The Complete NFC Maintenance Workflow in Cryotos

  • Tag mapping (one-time setup): Each physical asset is linked to its NFC tag using the Cryotos mobile app's NFC Mapping function. This takes 30–60 seconds per asset and needs to be done only once.
  • Scheduled task assignment: Preventive maintenance tasks are scheduled in Cryotos against each asset. When a task window opens, it's queued automatically against the asset's NFC tag.
  • Field execution via scan: The technician taps their device to the NFC tag, the correct task opens. They complete the checklist, enter meter readings if required, capture photos, and close the task.
  • Alert escalation (if needed): If meter readings exceed predefined thresholds during inspection, Cryotos triggers an alert to the appropriate supervisor immediately.
  • Automated reporting: Work completed, compliance rates, and any flagged anomalies feed into the automated BI report at the end of each week and month.

Conclusion

In high-density IT environments where every minute of unplanned downtime carries a measurable cost, the gap between fast and slow maintenance response is not a matter of effort — it is a matter of the tools in place. NFC tags integrated with Cryotos CMMS close that gap by eliminating the manual steps that consume time before any actual maintenance work begins locating the right asset, retrieving its service history, finding the correct checklist, and recording the outcome.

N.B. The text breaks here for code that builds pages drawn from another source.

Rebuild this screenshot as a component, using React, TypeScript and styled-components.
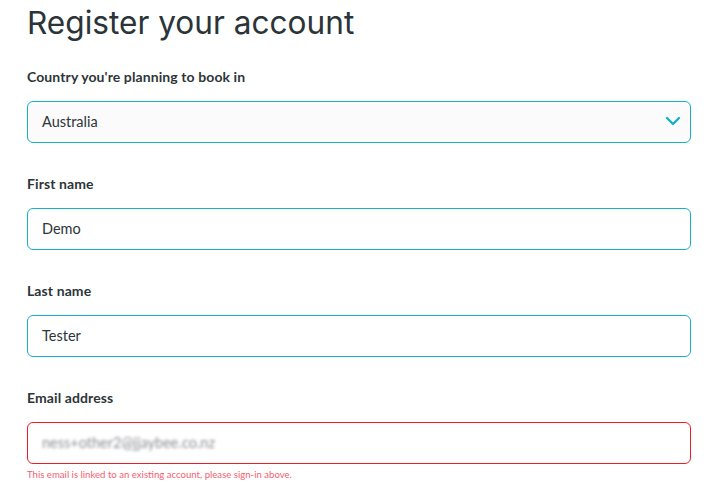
import { createGlobalStyle } from "styled-components";
import styled from "styled-components";

const GlobalStyle = createGlobalStyle`
  body {
    margin: 0;
    background: #ffffff;
    font-family: "Lato", "Noto Sans", sans-serif;
    color: #2b3236;
  }
`;

const Page = styled.div`
  padding: 3px 29px 0 27px;
`;

const Title = styled.h1`
  margin: 0 0 26px;
  font-family: "Inter", "Lato", sans-serif;
  font-size: 31.6px;
  font-weight: 400;
  line-height: 40px;
  color: #2b3438;
`;

const Field = styled.div`
  display: flex;
  flex-direction: column;
  margin-bottom: 33px;
`;

const Label = styled.label`
  font-size: 14px;
  font-weight: 700;
  letter-spacing: 0.1px;
  line-height: 16px;
  color: #2e3539;
  margin-bottom: 16px;
`;

const Box = styled.div<{ $error?: boolean; $select?: boolean }>`
  display: flex;
  align-items: center;
  justify-content: space-between;
  height: 42px;
  box-sizing: border-box;
  padding: 0 9px 2px 14px;
  border: 1px solid ${(p) => (p.$error ? "#ee1c25" : "#16b1c9")};
  border-radius: 6px;
  background: ${(p) => (p.$select ? "#fbfbfb" : "#ffffff")};
  font-size: 14.5px;
  color: #2e3539;
`;

const Blurred = styled.span`
  color: #8a8f93;
  filter: blur(1.4px);
`;

const ErrorText = styled.div`
  margin-top: 5px;
  font-size: 9.6px;
  color: #f35e73;
`;

const Chevron = () => (
  <svg width="16" height="10" viewBox="0 0 16 10" fill="none">
    <path
      d="M2 2l6 6 6-6"
      stroke="#16b1c9"
      strokeWidth="2.4"
      strokeLinecap="round"
      strokeLinejoin="round"
    />
  </svg>
);

export default function App() {
  return (
    <Page>
      <GlobalStyle />
      <Title>Register your account</Title>
      <Field>
        <Label>Country you're planning to book in</Label>
        <Box $select>
          Australia
          <Chevron />
        </Box>
      </Field>
      <Field>
        <Label>First name</Label>
        <Box>Demo</Box>
      </Field>
      <Field>
        <Label>Last name</Label>
        <Box>Tester</Box>
      </Field>
      <Field>
        <Label>Email address</Label>
        <Box $error>
          <Blurred>ness+other2@jjaybee.co.nz</Blurred>
        </Box>
        <ErrorText>
          This email is linked to an existing account, please sign-in above.
        </ErrorText>
      </Field>
    </Page>
  );
}
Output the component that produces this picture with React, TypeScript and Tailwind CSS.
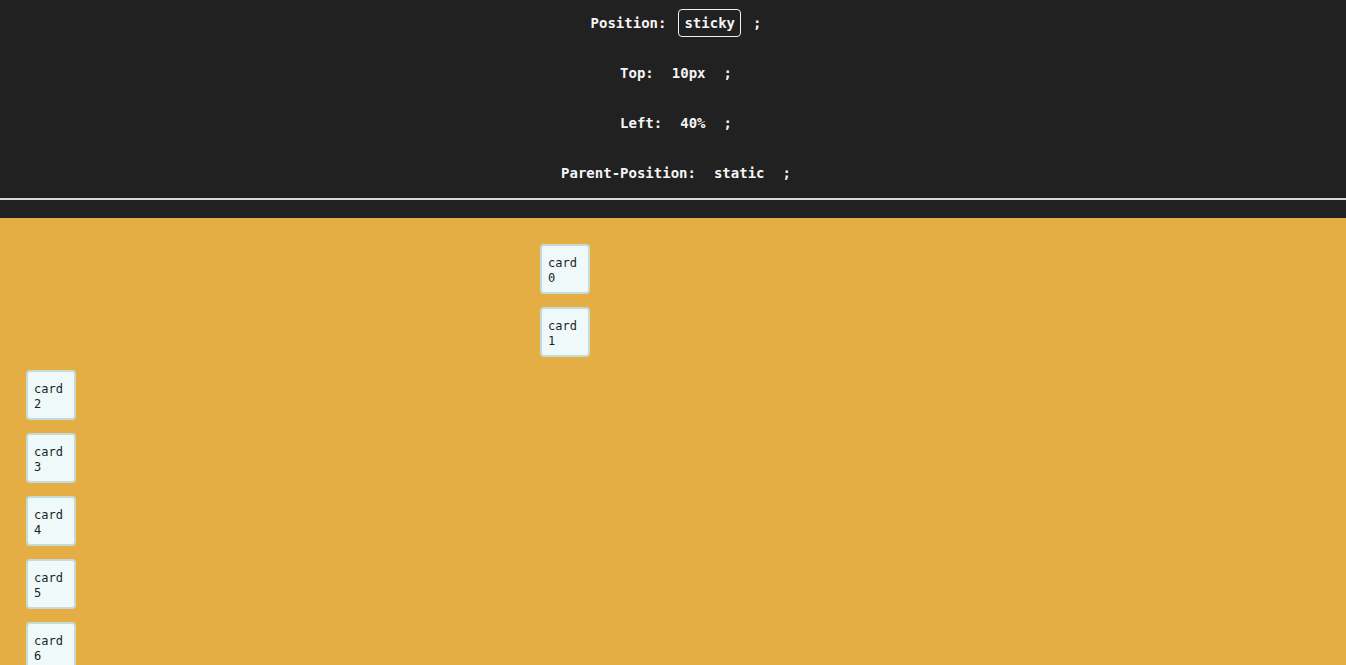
import React from "react";

const mono = { fontFamily: '"DejaVu Sans Mono", "Liberation Mono", monospace' };

function Row({ label, value, selected }: { label: string; value: string; selected?: boolean }) {
  return (
    <div className="flex h-[28px] items-center justify-center pl-[6px] text-[14px] font-bold text-[#f5f5f5]">
      <span>{label}</span>
      <span
        className={
          "mx-3 flex h-[28px] items-center rounded-[4px] border px-[5px] " +
          (selected ? "border-[#f0f0f0]" : "border-transparent")
        }
      >
        {value}
      </span>
      <span>;</span>
    </div>
  );
}

function Card({ n, shifted }: { n: number; shifted?: boolean }) {
  return (
    <div
      className={
        "h-[50px] w-[50px] shrink-0 rounded-[4px] border-2 border-[#c5dcd6] bg-[#f0f9f9] pl-[6px] pt-[10px] text-[12px] leading-[15px] text-[#1e1e1e] " +
        (shifted ? "ml-[514px]" : "")
      }
    >
      <div>card</div>
      <div>{n}</div>
    </div>
  );
}

export default function App() {
  return (
    <div className="h-[665px] w-full overflow-hidden bg-[#e5ae45]" style={mono}>
      <div className="bg-[#212121] pb-[18px]">
        <div className="flex flex-col gap-[22px] pt-[9px]">
          <Row label="Position:" value="sticky" selected />
          <Row label="Top:" value="10px" />
          <Row label="Left:" value="40%" />
          <Row label="Parent-Position:" value="static" />
        </div>
        <div className="mt-[11px] h-[2px] bg-[#d9d9d9]" />
      </div>
      <div className="flex flex-col gap-[13px] pl-[26px] pt-[26px]">
        {[0, 1, 2, 3, 4, 5, 6, 7].map((i) => (
          <Card key={i} n={i} shifted={i < 2} />
        ))}
      </div>
    </div>
  );
}
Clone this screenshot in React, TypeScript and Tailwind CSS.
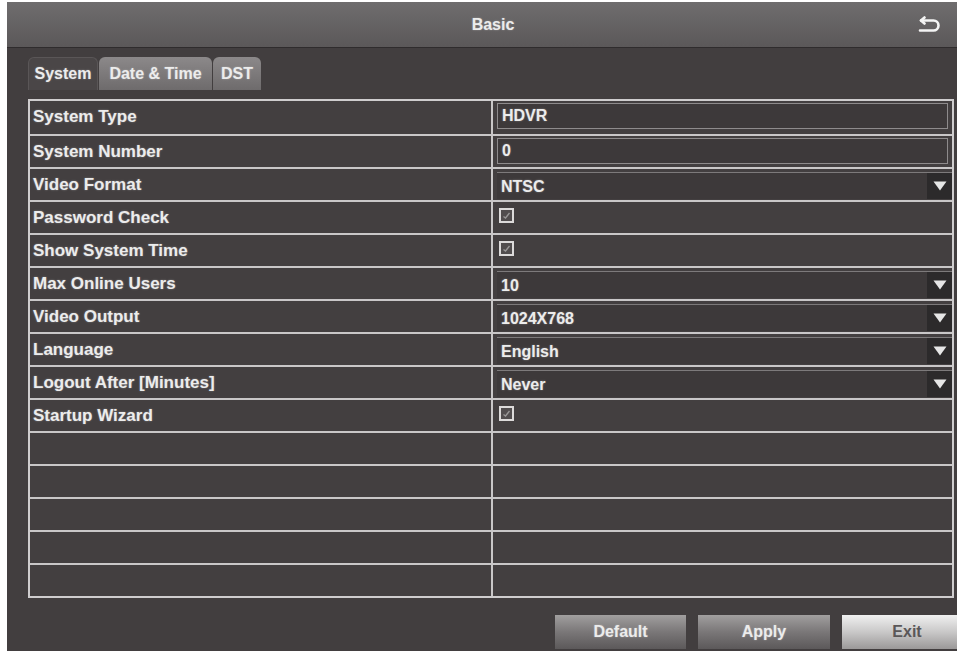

The results speak clearly. A 30% reduction in equipment downtime, 25% faster repair times, and zero missed work orders are not outcomes that come from working harder — they come from removing friction at every point in the maintenance workflow. One tap opens the right work order, loads the right checklist, and logs completion without a single manual entry.

For data center teams ready to move beyond manual identification, paper checklists, and disconnected records, NFC tags combined with Cryotos CMMS offer a practical, proven path forward — one tap at a time.